### Description of the task
In the listing that follows, count each line where the word "index" appears; write nothing but the count.
[start Information supplied]
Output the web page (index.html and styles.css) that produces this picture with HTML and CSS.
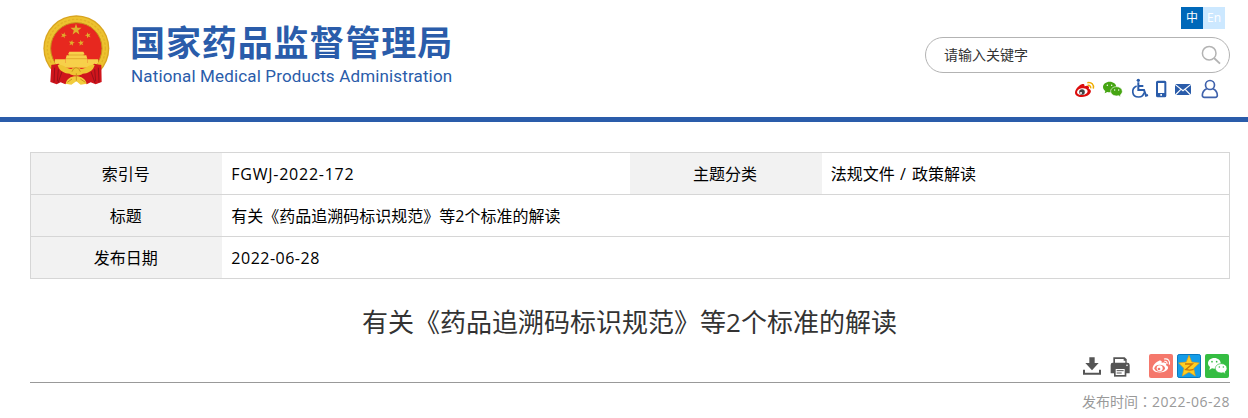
FILE: index.html
```html
<!DOCTYPE html>
<html lang="zh-CN">
<head>
    <meta charset="UTF-8">
    <meta name="viewport" content="width=device-width, initial-scale=1.0">
    <title>有关《药品追溯码标识规范》等2个标准的解读</title>
    <link rel="stylesheet" href="styles.css">
</head>
<body>
    <header class="header">
        <div class="logo">
            <svg class="emblem" viewBox="39 27 201 216">
                <defs>
                    <path id="star" d="M0-10L2.35-3.24 9.51-3.09 3.8 1.24 5.88 8.09 0 4-5.88 8.09-3.8 1.24-9.51-3.09-2.35-3.24z"/>
                </defs>
                <circle cx="139" cy="130" r="99" fill="#d9a520"/>
                <circle cx="139" cy="130" r="95" fill="#edc22f"/>
                <circle cx="139" cy="130" r="87" fill="none" stroke="#e2b226" stroke-width="4" stroke-dasharray="7 5"/>
                <circle cx="139" cy="130" r="77" fill="#e7281f" stroke="#c8921c" stroke-width="3"/>
                <g fill="#dfb02c">
                    <use href="#star" transform="translate(138 74) scale(1.75)"/>
                    <use href="#star" transform="translate(101 91) rotate(18) scale(.95)"/>
                    <use href="#star" transform="translate(174 91) rotate(-18) scale(.95)"/>
                    <use href="#star" transform="translate(125 114) rotate(10) scale(.95)"/>
                    <use href="#star" transform="translate(153 114) rotate(-10) scale(.95)"/>
                </g>
                <path d="M118 140h42l4 8h-3v3h8l3 11v12h31l-9 14H85l-10-14h32v-12l3-11h7v-3h-3z" fill="#f7d04a"/>
                <path d="M75 163h32v11H75zM172 163h32v11h-32z" fill="#f7d04a"/>
                <path d="M114 150h50M108 161h63" stroke="#d99a22" stroke-width="2"/>
                <path d="M64 180l22-4c8 14 24 19 52 19s46-5 54-19l22 4 1 51-18 7-15-6-12 6-20-20h-24l-20 20-14-6-12 6-19-7z" fill="#d0151c"/>
                <path d="M74 188l-2 44M85 193l-3 36M96 200l-12 34M205 188l2 44M194 193l3 36M183 200l12 34" stroke="#98101a" stroke-width="3"/>
                <path d="M83 180c18-4 29 15 42 12 5-6 22-6 27 0 13 3 24-16 42-12-4 18-22 26-36 26-5 7-34 7-39 0-14 0-32-8-36-26z" fill="#efc534"/>
                <path d="M107 236c3-14 15-22 31-22s29 8 32 22l-18 3-13-10-15 10z" fill="#f2cc3c"/>
                <path d="M126 200l5-9 7-3 8 3 5 9M112 232l14-10M166 232l-15-10M139 205v22" stroke="#cc921c" stroke-width="3" fill="none"/>
            </svg>
            <div class="logo-text">
                <div class="logo-cn">国家药品监督管理局</div>
                <div class="logo-en">National Medical Products Administration</div>
            </div>
        </div>

        <div class="tools">
            <div class="lang">
                <a class="lang-item active">中</a>
                <a class="lang-item">En</a>
            </div>
            <div class="search">
                <span>请输入关键字</span>
                <svg width="20" height="20" viewBox="0 0 20 20" fill="none" stroke="#b3b3b3">
                    <circle cx="8.2" cy="8.2" r="6.8" stroke-width="1.5"/>
                    <path d="M13 13l6 5.6" stroke-width="1.8"/>
                </svg>
            </div>
            <div class="links">
                <svg class="weibo" width="21" height="21" viewBox="462 234 63 63">
                    <path d="M485 253c6-3 10 0 8 6 9-4 17-1 13 7 9 3 8 11 2 17-10 10-34 11-41 1-7-9 6-26 18-31z" fill="#dc0d0d"/>
                    <ellipse cx="487" cy="275" rx="16" ry="10" transform="rotate(-8 487 275)" fill="#fff"/>
                    <circle cx="486" cy="276" r="8.500" fill="#444"/>
                    <circle cx="483" cy="279" r="3" fill="#fff"/>
                    <path d="M502 248c12-3 21 6 18 18M503 256c6-1 10 3 9 9" stroke="#f0ad00" stroke-width="4.500" fill="none"/>
                </svg>
                <svg class="wechat" width="21" height="21" viewBox="546 234 63 63">
                    <path d="M569 245c11 0 20 7 20 16s-9 16-20 16c-3 0-5 0-7-1l-8 4 2-7c-4-3-7-7-7-12 0-9 9-16 20-16z" fill="#46a512"/>
                    <path d="M590 260c-10 0-18 6-18 14s8 14 18 14l6-1 6 4-1-6c4-3 6-7 6-11 0-8-7-14-17-14z" fill="#46a512" stroke="#fff" stroke-width="2"/>
                    <g fill="#fff"><circle cx="562" cy="256" r="2.200"/><circle cx="575" cy="256" r="2.200"/><circle cx="584" cy="270" r="2"/><circle cx="596" cy="270" r="2"/></g>
                </svg>
                <svg class="wheelchair" width="18" height="21" viewBox="633 234 54 63" fill="none" stroke="#2a5caa" stroke-width="6">
                    <circle cx="655" cy="241" r="5" fill="#2a5caa" stroke="none"/>
                    <path d="M655 247v23h17l6 17 6-2M655 258h15"/>
                    <path d="M650 258c-17 7-16 33 6 33 9 0 15-6 16-13" stroke-width="5"/>
                </svg>
                <svg class="phone" width="12" height="21" viewBox="705 234 36 63">
                    <path fill="#2a5caa" fill-rule="evenodd" d="M713 242h21q5 0 5 5v40q0 5-5 5h-21q-5 0-5-5v-40q0-5 5-5zm1 7v30h19v-30zm7 33v5h5v-5z"/>
                </svg>
                <svg class="mail" width="18" height="21" viewBox="762 234 54 63">
                    <path d="M765 252h48v33h-48z" fill="#2a5caa"/>
                    <path d="M765 253l24 19 24-19M766 285l16-16M812 285l-16-16" stroke="#fff" stroke-width="3.500" fill="none"/>
                </svg>
                <svg class="user" width="18" height="21" viewBox="843 234 54 63" fill="none" stroke="#3f62ac" stroke-width="5">
                    <circle cx="870" cy="255" r="13.500"/>
                    <path d="M860 266c-8 4-13 11-13 20q0 6 6 6h33q6 0 6-6c0-9-5-16-13-20"/>
                </svg>
            </div>
        </div>
    </header>

    <main class="container">
        <table class="info">
            <tr>
                <th>索引号</th>
                <td class="code">FGWJ-2022-172</td>
                <th>主题分类</th>
                <td>法规文件<span class="slash"> / </span>政策解读</td>
            </tr>
            <tr>
                <th>标题</th>
                <td colspan="3">有关《药品追溯码标识规范》等2个标准的解读</td>
            </tr>
            <tr>
                <th>发布日期</th>
                <td colspan="3" class="num">2022-06-28</td>
            </tr>
        </table>

        <h1>有关《药品追溯码标识规范》等2个标准的解读</h1>

        <div class="share">
            <svg class="download" width="20" height="24" viewBox="36 27 60 72" fill="#555">
                <path d="M58 37h16v17h12L66 76 46 54h12z"/>
                <path d="M39 74h6v9h42v-9h6v15H39z"/>
            </svg>
            <svg class="print" width="20" height="24" viewBox="121 27 60 72">
                <path d="M131 37h34l6 6v11h-40z" fill="#555"/>
                <path d="M136 42h26v5h5v9h-31z" fill="#fff"/>
                <path d="M129 53h44q7 0 7 7v25h-11V72h-36v13h-10V60q0-7 6-7z" fill="#555"/>
                <path d="M133 69h37v26h-37z" fill="#555"/>
                <path d="M138 72h27v18h-27z" fill="#fff"/>
                <path d="M141 77h21M141 84h15" stroke="#555" stroke-width="3"/>
                <circle cx="172" cy="61" r="2.500" fill="#fff"/>
            </svg>
            <svg class="share-weibo" width="24" height="24" viewBox="237 27 72 72">
                <rect x="237" y="27" width="72" height="72" rx="6" fill="#f5786c"/>
                <path d="M266 48c6-3 11 0 9 6 9-3 16 0 13 7 8 3 8 10 2 15-10 9-33 9-40 0-7-8 4-23 16-28z" fill="#fff"/>
                <ellipse cx="269" cy="70" rx="16" ry="10.500" fill="#f5786c"/>
                <circle cx="269" cy="70" r="9" fill="#fff"/>
                <circle cx="267" cy="72" r="4" fill="#f5786c"/>
                <path d="M282 42c12-3 19 6 16 17M283 49c6-1 9 3 8 8" stroke="#fff" stroke-width="3.500" fill="none"/>
            </svg>
            <svg class="share-qzone" width="24" height="24" viewBox="321 27 72 72">
                <rect x="322.500" y="28.500" width="69" height="69" rx="5" fill="#159de8" stroke="#0878be" stroke-width="3"/>
                <path d="M357 31l8 20 23 3-17 16 5 23-19-12-20 12 5-23-16-16 23-3z" fill="#ffce22" stroke="#e8a012" stroke-width="2"/>
                <path d="M345 57h22l-20 17c9 2 16 2 24-1" stroke="#ca7608" stroke-width="4" fill="none"/>
            </svg>
            <svg class="share-wechat" width="24" height="24" viewBox="405 27 72 72">
                <rect x="405" y="27" width="72" height="72" rx="6" fill="#35bd42"/>
                <path d="M433 39c11 0 19 7 19 16s-8 16-19 16l-7-1-8 5 2-9c-4-3-6-7-6-11 0-9 8-16 19-16z" fill="#fff"/>
                <path d="M454 56c-10 0-18 6-18 14s8 14 18 14l6-1 7 4-2-6c4-3 6-7 6-11 0-8-7-14-17-14z" fill="#fff" stroke="#35bd42" stroke-width="2"/>
                <g fill="#35bd42"><circle cx="426" cy="50" r="2.500"/><circle cx="440" cy="50" r="2.500"/><circle cx="448" cy="66" r="2.300"/><circle cx="460" cy="66" r="2.300"/></g>
            </svg>
        </div>
        <div class="date">发布时间<span class="colon" lang="zh-TW">：</span><span class="num">2022-06-28</span></div>
    </main>
</body>
</html>
```
FILE: styles.css
```css
body {
    margin: 0;
    background-color: #fff;
    color: #000;
    font-family: "Open Sans", "Noto Sans CJK SC", sans-serif;
    font-size: 16px;
}
svg {
    display: block;
    flex: none;
}
.header {
    display: flex;
    justify-content: space-between;
    height: 117px;
    padding: 0 18px 0 43px;
    border-bottom: 5px solid #2a5caa;
}
.logo {
    display: flex;
    padding-top: 14px;
}
.emblem {
    width: 67px;
    height: 72px;
}
.logo-text {
    margin-left: 20px;
    color: #2a5caa;
    white-space: nowrap;
}
.logo-cn {
    height: 48px;
    line-height: 54px;
    font-family: "Noto Sans CJK SC", sans-serif;
    font-size: 35px;
    font-weight: 700;
    letter-spacing: 0.9px;
}
.logo-en {
    padding-left: 1px;
    line-height: 28px;
    font-family: Roboto, sans-serif;
    font-size: 17px;
    letter-spacing: 0.15px;
}
.tools {
    display: flex;
    flex-direction: column;
    align-items: flex-end;
    padding-top: 7px;
}
.lang {
    display: flex;
    margin-right: 5px;
}
.lang-item {
    width: 22px;
    height: 22px;
    line-height: 22px;
    background-color: #cce8ff;
    color: #fff;
    font-size: 12px;
    text-align: center;
}
.lang-item.active {
    background-color: #0068b9;
}
.search {
    display: flex;
    align-items: center;
    justify-content: space-between;
    box-sizing: border-box;
    width: 305px;
    height: 36px;
    margin-top: 8px;
    padding: 0 8px 0 18px;
    border: 1px solid #b3b3b3;
    border-radius: 18px;
    color: #333;
    font-size: 14px;
}
.search span {
    padding-bottom: 2px;
}
.links {
    display: flex;
    margin: 5px 11px 0 0;
}
.wechat {
    margin-left: 7px;
}
.wheelchair {
    margin-left: 8px;
}
.phone {
    margin-left: 6px;
}
.mail {
    margin-left: 7px;
}
.user {
    margin-left: 9px;
}
.container {
    width: 1200px;
    margin: 30px 18px 0 30px;
}
.info {
    width: 100%;
    table-layout: fixed;
    border-collapse: collapse;
    border: 1px solid #d6d6d6;
}
.info tr {
    height: 42px;
    border-bottom: 1px solid #d6d6d6;
}
.info th,
.info td {
    box-sizing: border-box;
    padding: 0;
    line-height: 24px;
}
.info th {
    width: 16%;
    padding-right: 2px;
    background-color: #f2f2f2;
    font-weight: 400;
}
.info td {
    padding-left: 9px;
}
.info .code {
    letter-spacing: 0.75px;
}
.num {
    letter-spacing: 0.5px;
}
.slash {
    letter-spacing: 1px;
}
h1 {
    margin: 23px 0 0;
    padding-right: 1px;
    color: #333;
    font-size: 26px;
    font-weight: 400;
    line-height: 40px;
    text-align: center;
}
.share {
    display: flex;
    justify-content: flex-end;
    height: 28px;
    margin-top: 12px;
    padding-right: 1px;
    border-bottom: 1px solid #999;
}
.print {
    margin-left: 8px;
}
.share-weibo {
    margin-left: 19px;
}
.share-qzone,
.share-wechat {
    margin-left: 4px;
}
.date {
    margin-top: 7px;
    color: #999;
    font-size: 14px;
    line-height: 22px;
    text-align: right;
}
.colon {
    font-family: "Noto Sans CJK TC", sans-serif;
}
```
[end Information supplied]
### Final result
2